**Exercise prompt:**
Copy out the entries below in full and exactly.

**Front-end source files:**
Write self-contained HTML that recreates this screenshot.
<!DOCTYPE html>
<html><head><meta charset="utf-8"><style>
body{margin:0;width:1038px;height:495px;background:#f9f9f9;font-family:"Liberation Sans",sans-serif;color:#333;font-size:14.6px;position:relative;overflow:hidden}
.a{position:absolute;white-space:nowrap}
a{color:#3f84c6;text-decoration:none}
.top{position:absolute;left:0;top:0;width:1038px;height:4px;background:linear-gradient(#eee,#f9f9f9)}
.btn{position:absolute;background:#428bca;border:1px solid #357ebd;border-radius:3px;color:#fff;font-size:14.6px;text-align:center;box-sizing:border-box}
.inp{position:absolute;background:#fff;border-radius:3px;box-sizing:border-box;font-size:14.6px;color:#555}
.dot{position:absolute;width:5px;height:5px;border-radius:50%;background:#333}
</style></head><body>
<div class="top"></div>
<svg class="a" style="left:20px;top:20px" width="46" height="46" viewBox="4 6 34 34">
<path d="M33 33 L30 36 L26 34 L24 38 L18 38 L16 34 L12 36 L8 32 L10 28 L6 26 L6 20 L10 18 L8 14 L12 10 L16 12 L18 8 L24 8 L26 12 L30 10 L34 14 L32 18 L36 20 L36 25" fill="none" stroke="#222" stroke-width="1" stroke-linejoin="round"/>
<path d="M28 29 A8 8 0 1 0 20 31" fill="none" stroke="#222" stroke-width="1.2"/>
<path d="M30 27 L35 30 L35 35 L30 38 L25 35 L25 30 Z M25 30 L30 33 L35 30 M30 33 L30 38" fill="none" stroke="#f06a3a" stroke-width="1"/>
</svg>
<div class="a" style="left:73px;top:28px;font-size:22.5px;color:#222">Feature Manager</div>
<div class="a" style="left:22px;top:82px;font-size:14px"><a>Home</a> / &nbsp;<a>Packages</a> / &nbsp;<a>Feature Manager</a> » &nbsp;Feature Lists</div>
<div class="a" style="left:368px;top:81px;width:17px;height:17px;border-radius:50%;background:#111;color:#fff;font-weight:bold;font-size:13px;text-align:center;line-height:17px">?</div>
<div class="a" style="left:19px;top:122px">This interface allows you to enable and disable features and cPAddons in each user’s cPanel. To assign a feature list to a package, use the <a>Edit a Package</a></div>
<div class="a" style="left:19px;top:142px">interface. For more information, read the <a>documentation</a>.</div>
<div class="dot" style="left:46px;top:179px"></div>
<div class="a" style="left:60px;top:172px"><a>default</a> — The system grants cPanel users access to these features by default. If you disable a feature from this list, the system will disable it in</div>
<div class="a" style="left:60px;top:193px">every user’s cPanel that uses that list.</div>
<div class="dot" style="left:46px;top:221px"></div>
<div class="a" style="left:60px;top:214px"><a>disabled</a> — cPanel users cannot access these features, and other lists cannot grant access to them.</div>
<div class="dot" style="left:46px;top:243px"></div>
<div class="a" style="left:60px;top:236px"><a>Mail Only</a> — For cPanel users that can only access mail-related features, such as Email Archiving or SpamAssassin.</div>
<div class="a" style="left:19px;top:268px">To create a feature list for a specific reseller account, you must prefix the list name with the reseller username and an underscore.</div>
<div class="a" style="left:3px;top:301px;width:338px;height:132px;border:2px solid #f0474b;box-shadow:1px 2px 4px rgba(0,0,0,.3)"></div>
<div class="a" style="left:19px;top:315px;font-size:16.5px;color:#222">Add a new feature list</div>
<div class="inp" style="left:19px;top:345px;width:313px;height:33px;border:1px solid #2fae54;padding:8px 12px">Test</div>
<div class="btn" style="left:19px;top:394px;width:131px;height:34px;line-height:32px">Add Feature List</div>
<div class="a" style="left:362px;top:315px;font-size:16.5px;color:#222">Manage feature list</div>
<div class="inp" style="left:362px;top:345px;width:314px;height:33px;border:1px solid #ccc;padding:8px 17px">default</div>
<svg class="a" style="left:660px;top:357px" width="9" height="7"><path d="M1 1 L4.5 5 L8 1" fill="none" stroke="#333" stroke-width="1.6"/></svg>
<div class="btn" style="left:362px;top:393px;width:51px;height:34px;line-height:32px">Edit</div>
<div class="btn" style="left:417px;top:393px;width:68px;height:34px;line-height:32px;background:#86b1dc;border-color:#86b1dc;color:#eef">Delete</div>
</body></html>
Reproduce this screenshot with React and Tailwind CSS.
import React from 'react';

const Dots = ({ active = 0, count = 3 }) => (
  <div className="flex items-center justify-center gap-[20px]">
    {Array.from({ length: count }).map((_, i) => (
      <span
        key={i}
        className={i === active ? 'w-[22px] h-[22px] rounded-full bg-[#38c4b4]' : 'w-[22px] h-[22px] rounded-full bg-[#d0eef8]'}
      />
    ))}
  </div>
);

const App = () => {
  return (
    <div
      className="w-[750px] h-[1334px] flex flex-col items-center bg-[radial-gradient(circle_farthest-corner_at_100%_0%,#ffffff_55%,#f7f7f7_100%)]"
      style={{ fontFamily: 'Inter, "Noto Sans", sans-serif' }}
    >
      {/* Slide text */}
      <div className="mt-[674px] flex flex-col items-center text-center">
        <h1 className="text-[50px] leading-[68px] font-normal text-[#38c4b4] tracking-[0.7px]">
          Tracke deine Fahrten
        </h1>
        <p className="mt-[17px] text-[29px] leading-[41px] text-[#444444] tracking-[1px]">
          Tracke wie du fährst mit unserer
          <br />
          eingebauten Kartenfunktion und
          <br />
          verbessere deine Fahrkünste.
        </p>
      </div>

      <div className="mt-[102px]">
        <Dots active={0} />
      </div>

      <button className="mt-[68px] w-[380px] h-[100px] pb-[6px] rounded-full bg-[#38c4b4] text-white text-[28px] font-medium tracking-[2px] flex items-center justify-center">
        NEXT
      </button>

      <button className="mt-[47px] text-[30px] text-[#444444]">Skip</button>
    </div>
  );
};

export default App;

**Task answer:**
Write self-contained HTML that recreates this screenshot.
<!DOCTYPE html>
<html><head><meta charset="utf-8"><style>
body{margin:0;width:1038px;height:495px;background:#f9f9f9;font-family:"Liberation Sans",sans-serif;color:#333;font-size:14.6px;position:relative;overflow:hidden}
.a{position:absolute;white-space:nowrap}
a{color:#3f84c6;text-decoration:none}
.top{position:absolute;left:0;top:0;width:1038px;height:4px;background:linear-gradient(#eee,#f9f9f9)}
.btn{position:absolute;background:#428bca;border:1px solid #357ebd;border-radius:3px;color:#fff;font-size:14.6px;text-align:center;box-sizing:border-box}
.inp{position:absolute;background:#fff;border-radius:3px;box-sizing:border-box;font-size:14.6px;color:#555}
.dot{position:absolute;width:5px;height:5px;border-radius:50%;background:#333}
</style></head><body>
<div class="top"></div>
<svg class="a" style="left:20px;top:20px" width="46" height="46" viewBox="4 6 34 34">
<path d="M33 33 L30 36 L26 34 L24 38 L18 38 L16 34 L12 36 L8 32 L10 28 L6 26 L6 20 L10 18 L8 14 L12 10 L16 12 L18 8 L24 8 L26 12 L30 10 L34 14 L32 18 L36 20 L36 25" fill="none" stroke="#222" stroke-width="1" stroke-linejoin="round"/>
<path d="M28 29 A8 8 0 1 0 20 31" fill="none" stroke="#222" stroke-width="1.2"/>
<path d="M30 27 L35 30 L35 35 L30 38 L25 35 L25 30 Z M25 30 L30 33 L35 30 M30 33 L30 38" fill="none" stroke="#f06a3a" stroke-width="1"/>
</svg>
<div class="a" style="left:73px;top:28px;font-size:22.5px;color:#222">Feature Manager</div>
<div class="a" style="left:22px;top:82px;font-size:14px"><a>Home</a> / &nbsp;<a>Packages</a> / &nbsp;<a>Feature Manager</a> » &nbsp;Feature Lists</div>
<div class="a" style="left:368px;top:81px;width:17px;height:17px;border-radius:50%;background:#111;color:#fff;font-weight:bold;font-size:13px;text-align:center;line-height:17px">?</div>
<div class="a" style="left:19px;top:122px">This interface allows you to enable and disable features and cPAddons in each user’s cPanel. To assign a feature list to a package, use the <a>Edit a Package</a></div>
<div class="a" style="left:19px;top:142px">interface. For more information, read the <a>documentation</a>.</div>
<div class="dot" style="left:46px;top:179px"></div>
<div class="a" style="left:60px;top:172px"><a>default</a> — The system grants cPanel users access to these features by default. If you disable a feature from this list, the system will disable it in</div>
<div class="a" style="left:60px;top:193px">every user’s cPanel that uses that list.</div>
<div class="dot" style="left:46px;top:221px"></div>
<div class="a" style="left:60px;top:214px"><a>disabled</a> — cPanel users cannot access these features, and other lists cannot grant access to them.</div>
<div class="dot" style="left:46px;top:243px"></div>
<div class="a" style="left:60px;top:236px"><a>Mail Only</a> — For cPanel users that can only access mail-related features, such as Email Archiving or SpamAssassin.</div>
<div class="a" style="left:19px;top:268px">To create a feature list for a specific reseller account, you must prefix the list name with the reseller username and an underscore.</div>
<div class="a" style="left:3px;top:301px;width:338px;height:132px;border:2px solid #f0474b;box-shadow:1px 2px 4px rgba(0,0,0,.3)"></div>
<div class="a" style="left:19px;top:315px;font-size:16.5px;color:#222">Add a new feature list</div>
<div class="inp" style="left:19px;top:345px;width:313px;height:33px;border:1px solid #2fae54;padding:8px 12px">Test</div>
<div class="btn" style="left:19px;top:394px;width:131px;height:34px;line-height:32px">Add Feature List</div>
<div class="a" style="left:362px;top:315px;font-size:16.5px;color:#222">Manage feature list</div>
<div class="inp" style="left:362px;top:345px;width:314px;height:33px;border:1px solid #ccc;padding:8px 17px">default</div>
<svg class="a" style="left:660px;top:357px" width="9" height="7"><path d="M1 1 L4.5 5 L8 1" fill="none" stroke="#333" stroke-width="1.6"/></svg>
<div class="btn" style="left:362px;top:393px;width:51px;height:34px;line-height:32px">Edit</div>
<div class="btn" style="left:417px;top:393px;width:68px;height:34px;line-height:32px;background:#86b1dc;border-color:#86b1dc;color:#eef">Delete</div>
</body></html>
Reproduce this screenshot with React and Tailwind CSS.
import React from 'react';

const Dots = ({ active = 0, count = 3 }) => (
  <div className="flex items-center justify-center gap-[20px]">
    {Array.from({ length: count }).map((_, i) => (
      <span
        key={i}
        className={i === active ? 'w-[22px] h-[22px] rounded-full bg-[#38c4b4]' : 'w-[22px] h-[22px] rounded-full bg-[#d0eef8]'}
      />
    ))}
  </div>
);

const App = () => {
  return (
    <div
      className="w-[750px] h-[1334px] flex flex-col items-center bg-[radial-gradient(circle_farthest-corner_at_100%_0%,#ffffff_55%,#f7f7f7_100%)]"
      style={{ fontFamily: 'Inter, "Noto Sans", sans-serif' }}
    >
      {/* Slide text */}
      <div className="mt-[674px] flex flex-col items-center text-center">
        <h1 className="text-[50px] leading-[68px] font-normal text-[#38c4b4] tracking-[0.7px]">
          Tracke deine Fahrten
        </h1>
        <p className="mt-[17px] text-[29px] leading-[41px] text-[#444444] tracking-[1px]">
          Tracke wie du fährst mit unserer
          <br />
          eingebauten Kartenfunktion und
          <br />
          verbessere deine Fahrkünste.
        </p>
      </div>

      <div className="mt-[102px]">
        <Dots active={0} />
      </div>

      <button className="mt-[68px] w-[380px] h-[100px] pb-[6px] rounded-full bg-[#38c4b4] text-white text-[28px] font-medium tracking-[2px] flex items-center justify-center">
        NEXT
      </button>

      <button className="mt-[47px] text-[30px] text-[#444444]">Skip</button>
    </div>
  );
};

export default App;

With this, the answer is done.